It has been no less than eight years since the Lee brothers’ Saturday morning cartoon outing, Double Dragon Neon, was released. As 2020 comes to an end, does this over-the-top scrolling beat’em up still glow in face of stiff competition on the Switch from the likes of Streets of Rage 4?

Genre similarities aside, it is perhaps fairer to compare WayForward’s reimagining of the Double Dragon canon to the more recent and surprisingly solid Cobra Kai: The Karate Kid Saga Continues. Both titles share the same 2.5D cartoon-like aesthetics, rely heavily on nostalgia and offer tasteful fan service. Yet despite its age, it is refreshing to discover that Double Dragon Neon quickly climbs to the top of the genre pile without breaking as much as a sweat.

The game starts with the player in familiar turf, with Marian getting punched in the gut and kidnapped by baddies, followed by Billy and Jimmy embarking on their rescue attempt through the mean streets we have walked timeless times before. However, conquer the first few levels – that look like straight up reboots of the original game – and you will yourself shot into outer space to meet the true mastermind behind this evil plot: Discount Skeletor! Alright, that is not his real name, but once you look at him and listen to his villainous quips, it is hard to keep Mattel’s lawyers away.

What we’re trying to say is that the dystopian setting of the source material has been traded in for over-the-top, colourful shenanigans, caricatured characters and absurd plots which would be more befitting of a ’90s cartoon – this game really does live up to the “Neon” moniker. By not taking itself too seriously, this one pulls off some genuine “feel-good vibes” that, in turn, make it a very welcome and fashionably late addition to the genre list on Switch.

Also missing are the casual, immediate controls common to most games of the genre. Every button on your controller is used to make the Lee brothers do something useful: two attack buttons, jump, throw, run, dodge and special move correspond to a button on your controller of choice, and it will certainly take you a bit longer to master all these moves, along with a few other combo moves that rely on motion inputs to pull off. Sometimes the action does get a bit stiff when you find yourself juggling both enemies and the controls at the same time, but eventually it all falls into place as you begin to discover what strategy is best to deal with each type of enemy.

On the topic of strategy, there is actually quite a bit of it at play in this game. Dropped by defeated enemies and bought for a price at the shops you’ll come across on some levels are twenty mixtapes (ask your parents) to collect. These come in two flavours: Stances and Sosetsitsu. The first type allows you to modify the base stats of your Lee family member while the later equips the Dragons with their trademark special moves (that fortunately use up their own bar instead of sapping your energy).

You can only have one of each type equipped, so you will find yourself often pressing ‘-’ to change up your combination of mix tapes mid-level in order to better suit your current needs. It’s a neat and refreshing system with hidden depths as you learn how to use defeated bosses drops to power these up at the local tape-smith.

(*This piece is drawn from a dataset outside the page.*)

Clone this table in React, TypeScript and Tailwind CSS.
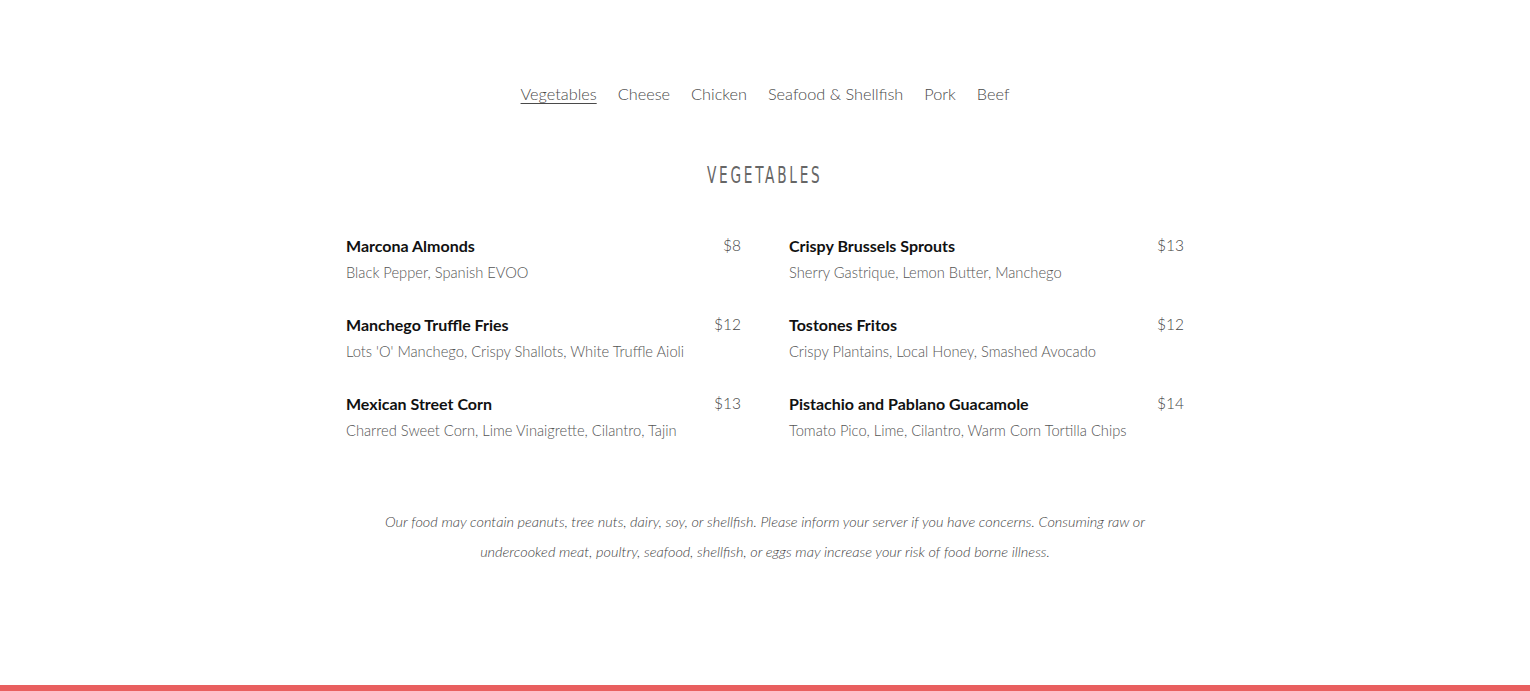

It would be a disservice to our readers not to include an entire paragraph in this review discussing the game’s soundtrack. Veteran composer and video game remixer Jake ‘virt’ Kaufman provided the audio accompaniment that perfectly pulls this whole package together, featuring both old Double Dragon anthems repurposed with a glow rock flair along with a few themes with memorable lyrics you will quickly find yourself humming as you play. Each mix tape also has a distinct track to go with it, and we found ourselves spending far too much time on the tape selection menu just so we could hear them properly. This stellar soundtrack is still wonderful in 2021, offering a great contrast to Streets of Rage 4’s equally good electronic anthems.

While the single player game is solid and of an acceptable length, finding a partner to play along with truly makes this one shine the brightest. Co-op not only allows you to better manage crowds of enemies, but also adds the ‘high five’ mechanic into to play. By wiggling the right analogue stick, you can ask a high-five from your sibling, allowing both players to share life meter or boost their attack strength. This is a refreshing couch co-op mechanic that, when coupled with the brother-reviving mechanic and life-sharing, means that even with the odd difficulty spike or frustrating level restart never really overshadows the fun. A few secrets (that we won’t spoil here) also ensure that you will still be coming back to this one long after you finish your initial run.

As you might expect from a game originally released in 2012, Double Dragon Neon poses no problems for the Switch from a performance perspective and runs smoothly in both docked and handheld mode. Yet, despite its age, it still looks impressive, mainly thanks to the liberal use of bright colours and the excellent character design.

Conclusion

Double Dragon Neon is an old game for sure, but fortunately, it’s far from being an outdated one. Under the watchful consultation of series creator Yoshihisa Kishimoto, WayForward managed to successfully reboot the franchise back in 2012 for a whole new audience by adding a healthy dose of craziness to the more classic tropes of the genre, and that inventiveness still holds merit in 2021. What other game allows you to stop, pop’n’lock, break dance and beatbox mid-level? The Lee brothers have just become the perfect way to spend your time until Mr. Scott Pilgrim drops onto the eShop early next year.